Mumbai: The Reserve Bank of India (RBI) implemented adjustments on Friday aimed at mitigating the risk encountered by banks in their involvement with the capital market concerning the issuance of Irrevocable Payment Commitments (IPCs).
In a circular issued by the RBI, it was stated that “only those custodian banks will be permitted to issue IPCs, who have a clause in the agreement with clients giving the banks an inalienable right over the securities to be received as payout in any settlement.”
However, this clause will not be mandated if the transactions are pre-funded, meaning either clear INR funds are available in the customer’s account or, in the case of FX deals, the bank’s nostro account has been credited before the issuance of the IPC.
The maximum intraday risk to the custodian banks issuing IPCs would be calculated as Capital Market Exposure (CME) at 30 percent of the settlement amount.
This calculation is based on the assumption of a 20 percent downward price movement of the equities on T+1, with an additional margin of 10 percent for further downward movement of the price, as stated by the RBI.

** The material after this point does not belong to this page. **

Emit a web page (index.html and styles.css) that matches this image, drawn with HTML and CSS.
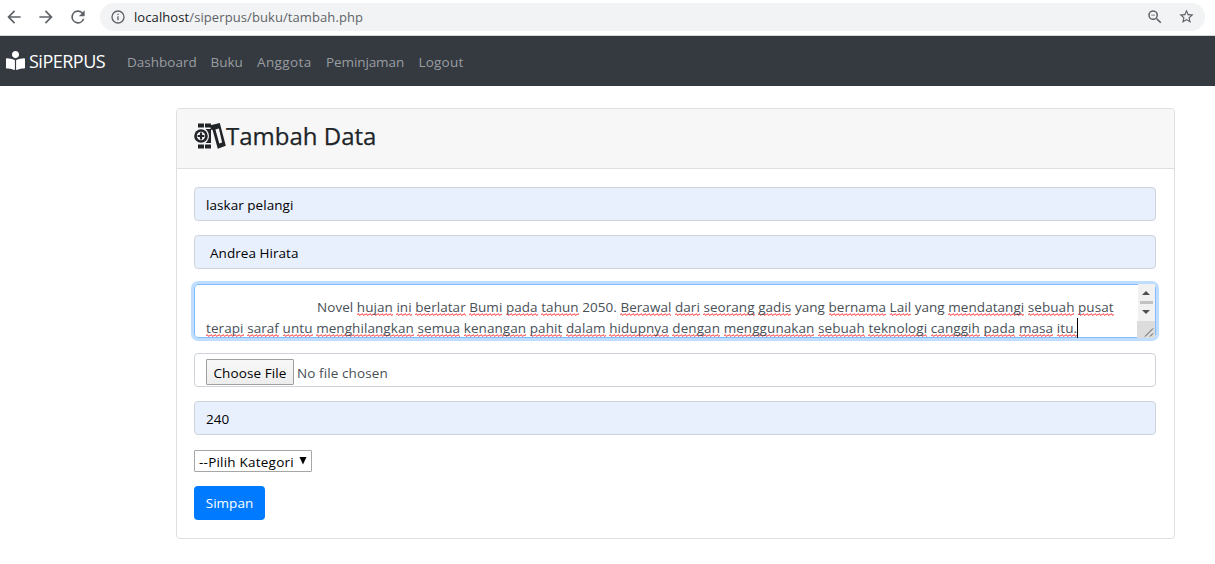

If the margin is paid in cash, the exposure will be reduced by the amount of margin paid. If the margin is paid by way of permitted securities to Mutual Funds / Foreign Portfolio Investors, the exposure will be reduced by the margin amount after adjusting for a ‘haircut’ as prescribed by the Exchange on the permitted securities accepted as margin, the RBI added.
Under the T+1 settlement cycle, the exposure shall typically be limited to intraday. However, if any exposure remains outstanding at the end of T+1 Indian Standard Time, capital will have to be maintained on the outstanding capital market exposure in accordance with the Master Circular – Basel III Capital Regulations dated April 1, 2024, as amended from time to time.
The underlying exposures of banks to their counterparties, arising from the intraday CME, will be subject to limits prescribed under the Large Exposure Framework dated June 3, 2019, as amended from time to time.
The RBI stipulated that these instructions shall be effective immediately.
Additionally, the RBI clarified that the risk mitigation measures outlined in its earlier circular were based on T+2 rolling settlement for equities (T being the Trade day). Since then, the Stock Exchanges have introduced T+1 rolling settlement, and accordingly, the existing guidelines on the issuance of IPCs by banks have been revisited.
Henceforth, all IPCs issued by custodian banks under the T+1 settlement cycle will adhere to the new instructions.